^Would be super cool, but I don't see how that will help unless I had a bung welded in for the sensor.
I understand what you're saying about widebands being much more accurate but I figure that I don't need to know the exact AFR, I just want to see what my O2 sensor is doing, and the O2 sensor is a narrowband sensor so I see no problem with putting a narrowband gauge on it.
Here's what I'm actually trying to achieve:
Assumption:
Engine only has AFR problems during closed loop operation.
Hypothesis:
O2 sensor is faulty, and reading the air/fuel mixture as lean when it isn't.

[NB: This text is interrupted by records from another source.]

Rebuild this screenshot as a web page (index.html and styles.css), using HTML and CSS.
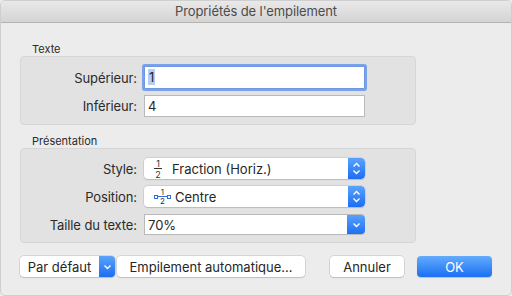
FILE: index.html
```html
<!DOCTYPE html>
<html lang="fr">
<head>
<meta charset="utf-8">
<link rel="stylesheet" href="styles.css">
</head>
<body>
<div class="window">
  <div class="titlebar">Propriétés de l'empilement</div>
  <div class="content">
    <div class="group-label">Texte</div>
    <div class="group g1">
      <div class="row"><label class="lbl">Supérieur:</label><div class="field focus"><span class="sel">1</span></div></div>
      <div class="row"><label class="lbl">Inférieur:</label><div class="field">4</div></div>
    </div>
    <div class="group-label">Présentation</div>
    <div class="group g2">
      <div class="row"><label class="lbl">Style:</label>
        <div class="popup">
          <span class="val"><span class="frac"><span>1</span><span class="bar"></span><span>2</span></span>Fraction (Horiz.)</span>
          <span class="arrow"><svg width="9" height="13" viewBox="0 0 9 13"><path d="M1.5 4.5 L4.5 1.5 L7.5 4.5 M1.5 8.5 L4.5 11.5 L7.5 8.5" fill="none" stroke="#fff" stroke-width="1.4"/></svg></span>
        </div>
      </div>
      <div class="row"><label class="lbl">Position:</label>
        <div class="popup">
          <span class="val"><span class="posicon"><span class="sq"></span><span class="ln"></span><span class="frac sm"><span>1</span><span class="bar blue"></span><span>2</span></span><span class="ln"></span><span class="sq"></span></span>Centre</span>
          <span class="arrow"><svg width="9" height="13" viewBox="0 0 9 13"><path d="M1.5 4.5 L4.5 1.5 L7.5 4.5 M1.5 8.5 L4.5 11.5 L7.5 8.5" fill="none" stroke="#fff" stroke-width="1.4"/></svg></span>
        </div>
      </div>
      <div class="row"><label class="lbl">Taille du texte:</label>
        <div class="combo">
          <span class="cval">70%</span>
          <span class="arrow wide"><svg width="9" height="6" viewBox="0 0 9 6"><path d="M1.5 1.5 L4.5 4.5 L7.5 1.5" fill="none" stroke="#fff" stroke-width="1.4"/></svg></span>
        </div>
      </div>
    </div>
    <div class="buttons">
      <div class="split">
        <span class="btn split-main">Par défaut</span>
        <span class="split-arrow"><svg width="9" height="6" viewBox="0 0 9 6"><path d="M1.5 1.5 L4.5 4.5 L7.5 1.5" fill="none" stroke="#fff" stroke-width="1.4"/></svg></span>
      </div>
      <span class="btn auto">Empilement automatique...</span>
      <span class="spacer"></span>
      <span class="btn cancel">Annuler</span>
      <span class="btn ok">OK</span>
    </div>
  </div>
</div>
</body>
</html>
```
FILE: styles.css
```css
* { box-sizing: border-box; }
html, body { margin: 0; padding: 0; background: #ececec; }
body { font-family: Inter, "Noto Sans", sans-serif; font-size: 13px; color: #262626; }
.window {
  width: 512px; height: 296px; background: #ececec;
  border: 1px solid #cfcfcf; border-radius: 5px; overflow: hidden;
  display: flex; flex-direction: column;
}
.titlebar {
  height: 22px; flex: none;
  background: linear-gradient(#e9e9e9, #d4d4d4);
  border-bottom: 1px solid #b3b3b3;
  text-align: center; line-height: 21px; font-size: 13px; color: #4c4c4c;
  letter-spacing: -0.1px;
}
.content { padding: 20px 0 0 19px; display: flex; flex-direction: column; }
.group-label { font-size: 11px; line-height: 13px; height: 13px; padding-left: 12px; color: #2a2a2a; }
.group {
  width: 396px; background: #e2e2e2; border: 1px solid #d6d6d6; border-radius: 4px;
  display: flex; flex-direction: column;
}
.g1 { height: 69px; padding-top: 9px; gap: 5px; margin-bottom: 10px; }
.g2 { height: 95px; padding-top: 9px; gap: 7px; }
.row { display: flex; align-items: center; height: 21px; }
.g1 .row { height: 23px; }
.lbl { width: 116px; text-align: right; margin-right: 7px; color: #2b2b2b; letter-spacing: -0.1px; }
.field {
  width: 221px; height: 23px; background: #fff; border: 1px solid #b9b9b9;
  padding-left: 3px; line-height: 21px; font-size: 13px;
}
.g1 .row:last-child .field { height: 22px; }
.field.focus { border-color: #6e98e6; box-shadow: 0 0 0 2px #7ba1e8; border-radius: 1px; }
.sel { background: #b3cdf5; padding: 0 1px; }
.popup, .combo {
  width: 221px; height: 21px; background: #fff; border-radius: 4px;
  box-shadow: 0 0 0 0.5px #bdbdbd, 0 1px 1px rgba(0,0,0,0.18);
  display: flex; align-items: center; overflow: hidden;
}
.val { flex: 1; display: flex; align-items: center; padding-left: 10px; }
.frac { display: inline-flex; flex-direction: column; align-items: center; font-size: 9px; line-height: 7px; width: 8px; margin-right: 10px; color: #333; }
.frac .bar { width: 8px; height: 1px; background: #333; margin: 1px 0 2px; }
.frac.sm { margin-right: 0; width: 7px; font-size: 8px; line-height: 6px; }
.frac.sm .bar.blue { background: #2f6ee0; width: 7px; margin: 1px 0; }
.posicon { display: inline-flex; align-items: center; margin-right: 4px; margin-left: 0; }
.posicon .sq { width: 4px; height: 4px; border: 1px solid #2f6ee0; }
.posicon .ln { width: 1px; height: 1px; background: #2f6ee0; }
.arrow {
  width: 17px; height: 21px; flex: none;
  background: linear-gradient(#5aa3fc, #1c6df3);
  display: flex; align-items: center; justify-content: center;
  border-radius: 0 4px 4px 0;
}
.arrow.wide { width: 18px; }
.combo { border-radius: 0 4px 4px 0; box-shadow: none; border: 1px solid #b9b9b9; border-right: none; }
.combo .arrow { height: 21px; margin-top: -1px; margin-bottom: -1px; }
.cval { flex: 1; padding-left: 3px; }
.buttons { display: flex; align-items: center; margin-top: 13px; height: 21px; padding-right: 19px; }
.btn {
  height: 21px; background: #fff; border-radius: 4px;
  box-shadow: 0 0 0 0.5px #bdbdbd, 0 1px 1px rgba(0,0,0,0.18);
  display: inline-flex; align-items: center; justify-content: center; color: #262626;
}
.split { display: flex; width: 95px; height: 21px; border-radius: 4px; box-shadow: 0 0 0 0.5px #bdbdbd, 0 1px 1px rgba(0,0,0,0.18); overflow: hidden; }
.split-main { width: 79px; border-radius: 4px 0 0 4px; box-shadow: none; }
.split-arrow { width: 16px; background: linear-gradient(#5aa3fc, #1c6df3); display: flex; align-items: center; justify-content: center; }
.auto { width: 188px; margin-left: 2px; }
.spacer { flex: 1; }
.cancel { width: 74px; margin-right: 13px; }
.ok { width: 75px; background: linear-gradient(#64acfc, #1a6ff3); color: #fff; box-shadow: 0 1px 1px rgba(0,0,0,0.18); }
```
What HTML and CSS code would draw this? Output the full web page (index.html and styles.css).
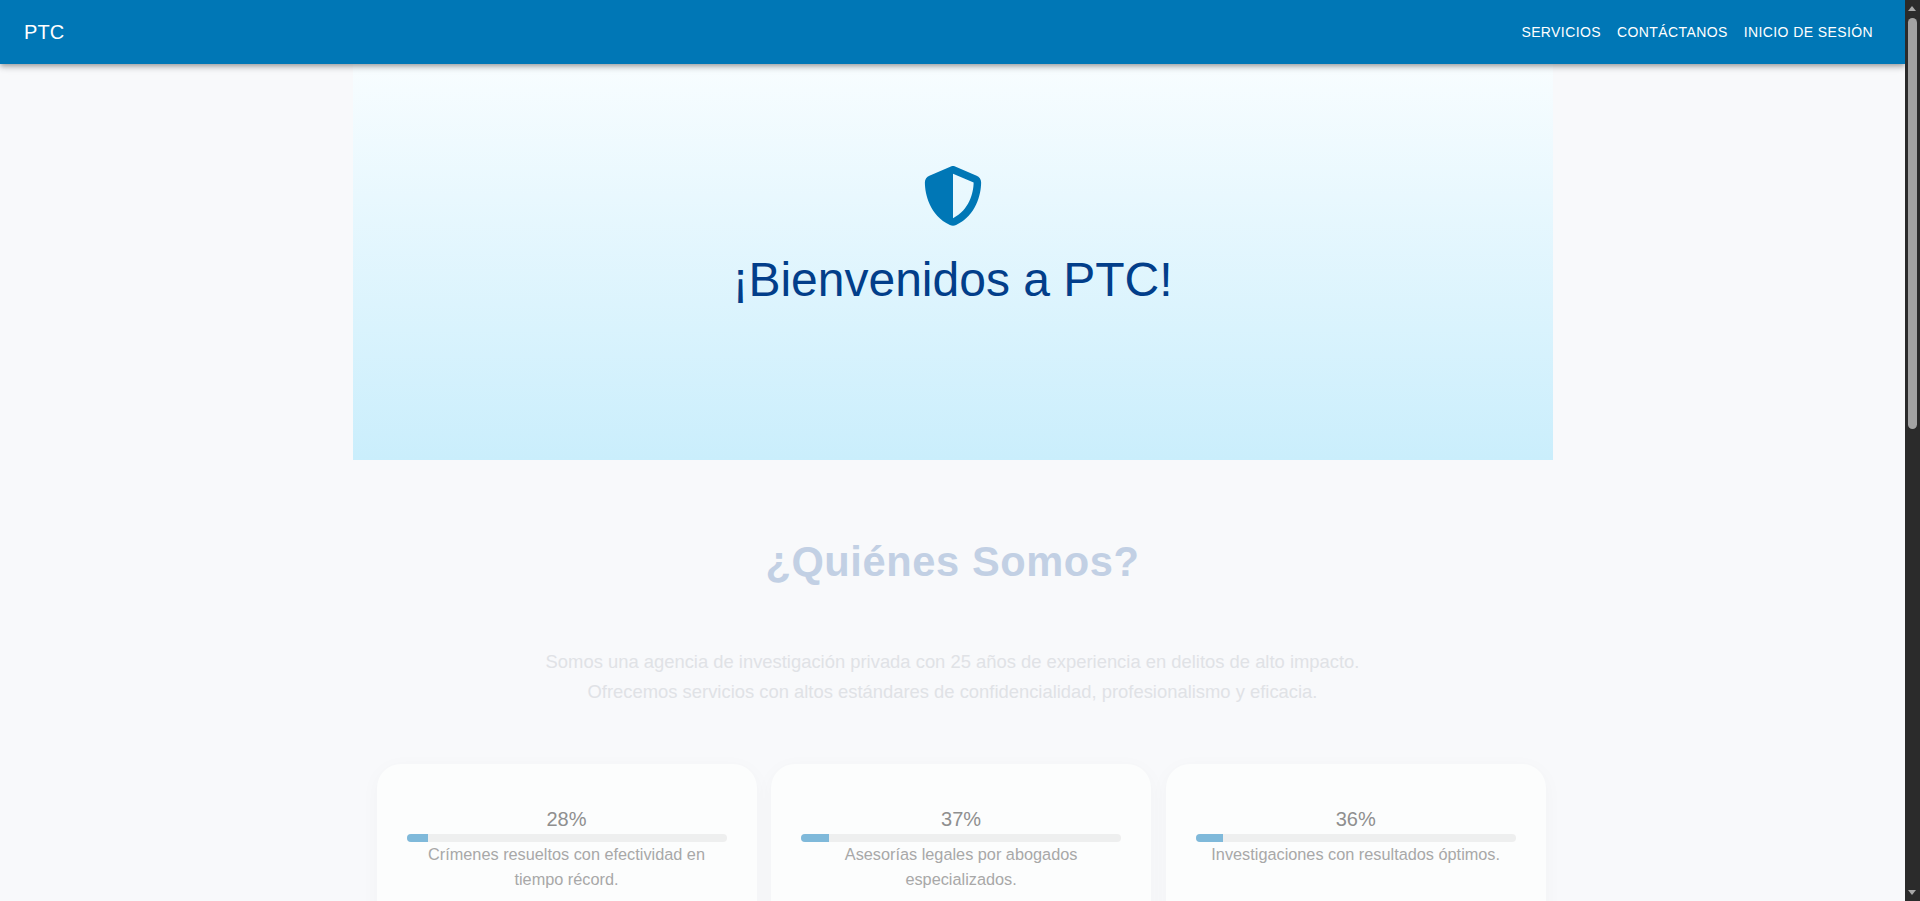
FILE: index.html
```html
<!DOCTYPE html>
<html lang="es">
<head>
  <meta charset="UTF-8">
  <meta name="viewport" content="width=device-width, initial-scale=1.0">
  <title>PTC</title>
  <link rel="stylesheet" href="styles.css">
</head>
<body>
  <div class="shell">
    <div class="page">
      <header class="appbar">
        <div class="brand">PTC</div>
        <nav class="nav">
          <a href="#">Servicios</a>
          <a href="#">Contáctanos</a>
          <a href="#">Inicio de sesión</a>
        </nav>
      </header>

      <main class="content">
        <section class="hero">
          <svg class="hero-icon" viewBox="0 0 512 512" aria-hidden="true">
            <path d="M256 0c4.6 0 9.2 1 13.4 2.9L457.7 82.8c22 9.3 38.4 31 38.3 57.2c-.5 99.2-41.3 280.7-213.6 363.2c-16.7 8-36.1 8-52.8 0C57.3 420.7 16.5 239.2 16 140c-.1-26.2 16.3-47.9 38.3-57.2L242.7 2.9C246.8 1 251.4 0 256 0zm0 66.8V444.8C394 378 431.1 230.1 432 141.4L256 66.8l0 0z"/>
          </svg>
          <h1>¡Bienvenidos a PTC!</h1>
        </section>

        <section class="about">
          <h2>¿Quiénes Somos?</h2>
          <p>Somos una agencia de investigación privada con 25 años de experiencia en delitos de alto impacto.<br>
          Ofrecemos servicios con altos estándares de confidencialidad, profesionalismo y eficacia.</p>

          <div class="cards">
            <div class="card">
              <div class="percent">28%</div>
              <div class="bar"><div class="bar-fill" style="width: 6.6%"></div></div>
              <p class="card-text">Crímenes resueltos con efectividad en tiempo récord.</p>
            </div>
            <div class="card">
              <div class="percent">37%</div>
              <div class="bar"><div class="bar-fill" style="width: 8.6%"></div></div>
              <p class="card-text">Asesorías legales por abogados especializados.</p>
            </div>
            <div class="card">
              <div class="percent">36%</div>
              <div class="bar"><div class="bar-fill" style="width: 8.4%"></div></div>
              <p class="card-text">Investigaciones con resultados óptimos.</p>
            </div>
          </div>
        </section>
      </main>
    </div>

    <div class="scrollbar">
      <span class="arrow arrow-up"></span>
      <span class="thumb"></span>
      <span class="arrow arrow-down"></span>
    </div>
  </div>
</body>
</html>
```

FILE: styles.css
```css
* {
  box-sizing: border-box;
}
html, body {
  margin: 0;
  height: 100%;
  overflow: hidden;
}
body {
  font-family: "Liberation Sans", Arial, sans-serif;
  background: #f8f9fb;
}
.shell {
  display: flex;
  height: 901px;
}
.page {
  flex: 1;
  min-width: 0;
  overflow: hidden;
}

/* top bar */
.appbar {
  position: relative;
  z-index: 2;
  height: 64px;
  padding: 0 24px;
  display: flex;
  align-items: center;
  justify-content: space-between;
  background: #0077b6;
  color: #fff;
  box-shadow: 0 2px 4px -1px rgba(0,0,0,.2), 0 4px 5px rgba(0,0,0,.14), 0 1px 10px rgba(0,0,0,.12);
}
.brand {
  font-size: 20px;
  letter-spacing: 0.15px;
}
.nav {
  display: flex;
}
.nav a {
  padding: 6px 8px;
  color: #fff;
  font-size: 14px;
  line-height: 24px;
  letter-spacing: 0.4px;
  text-decoration: none;
  text-transform: uppercase;
}

/* hero */
.content {
  width: 1200px;
  margin: 0 auto;
}
.hero {
  height: 396px;
  padding-top: 102px;
  text-align: center;
  background: linear-gradient(180deg, #f8fdff 0%, #caeefc 100%);
}
.hero-icon {
  display: block;
  width: 60px;
  height: 60px;
  margin: 0 auto;
  fill: #0077b6;
}
.hero h1 {
  margin: 26px 0 0;
  font-size: 48px;
  font-weight: 400;
  line-height: 56px;
  color: #023e8a;
}

/* quienes somos */
.about {
  padding-top: 76px;
  text-align: center;
}
.about h2 {
  margin: 0;
  font-size: 41.6px;
  line-height: 52px;
  letter-spacing: 0.6px;
  color: #c2d0e4;
}
.about > p {
  margin: 59px 0 0;
  font-size: 18.4px;
  line-height: 30px;
  color: #e0e2e6;
}
.cards {
  display: flex;
  gap: 14.6px;
  margin-top: 57px;
  padding-left: 24px;
}
.card {
  flex: 0 0 380px;
  height: 190px;
  padding: 41px 30px;
  border-radius: 24px;
  background: #fcfdfd;
  box-shadow: 0 4px 20px rgba(0,0,0,.03);
}
.percent {
  font-size: 20px;
  line-height: 28px;
  color: #8f8f8f;
}
.bar {
  height: 8px;
  margin-top: 1px;
  border-radius: 4px;
  overflow: hidden;
  background: #eeefef;
}
.bar-fill {
  height: 100%;
  background: #7fb9da;
}
.card-text {
  margin: 0;
  font-size: 16.3px;
  line-height: 24.5px;
  color: #a8a8a8;
}

/* the browser scrollbar, as it stands in the screenshot */
.scrollbar {
  position: relative;
  flex: 0 0 15px;
  background: #2b2b2b;
}
.thumb {
  position: absolute;
  top: 18px;
  left: 3px;
  width: 9px;
  height: 411px;
  border-radius: 5px;
  background: #a3a3a3;
}
.arrow {
  position: absolute;
  left: 3px;
  width: 0;
  height: 0;
  border-left: 4.5px solid transparent;
  border-right: 4.5px solid transparent;
}
.arrow-up {
  top: 6px;
  border-bottom: 5px solid #a8a8a8;
}
.arrow-down {
  bottom: 6px;
  border-top: 5px solid #a8a8a8;
}
```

The ecu receives the "lean" O2 sensor signal and adds more fuel in the closed loop circuit - engine runs rich.
Test:
1. add narrowband gauge, allowing me to read the signal from the O2 sensor while the O2 sensor is still wired to the ecu.
2. check O2 sensor voltage with multimeter
Results:
1. dial on narrowband gauge doesn't move until engine is hot, then when it's hot it reads as "lean" at idle and under full acceleration through the entire rev range, then "very lean" when I back off.
2. at idle (when hot) the multimeter reads between 0.5 and 0.6 volts (stoich), as I accelerate the reading goes down to 0.2 to 0.3 volts (lean) [possibly in open loop]**.
Taken from Wikipedia:
0.2 volts = lean
0.5 volts = stoich
0.8 volts = rich
Conclusion:
- I suspect the O2 sensor is stuffed and the gauge is also shit, or I have a problem with my wiring somewhere.
What I'm going to do:
- Replace O2 sensor, they're only $40 anyway.
- Retest the O2 sensor voltage with multimeter, if it's still says I'm running lean then my assumption was wrong and I'll look at a wideband so I can track down the problem.
**This is why I think the O2 sensor is faulty, the engine is meant to run rich in open loop because of the fuel map, but the sensor reads as running lean.
Either the sensor is stuffed, the injectors/fuel pressure are/is not right or I have a massive vacuum leak (not likely as the idle is fine).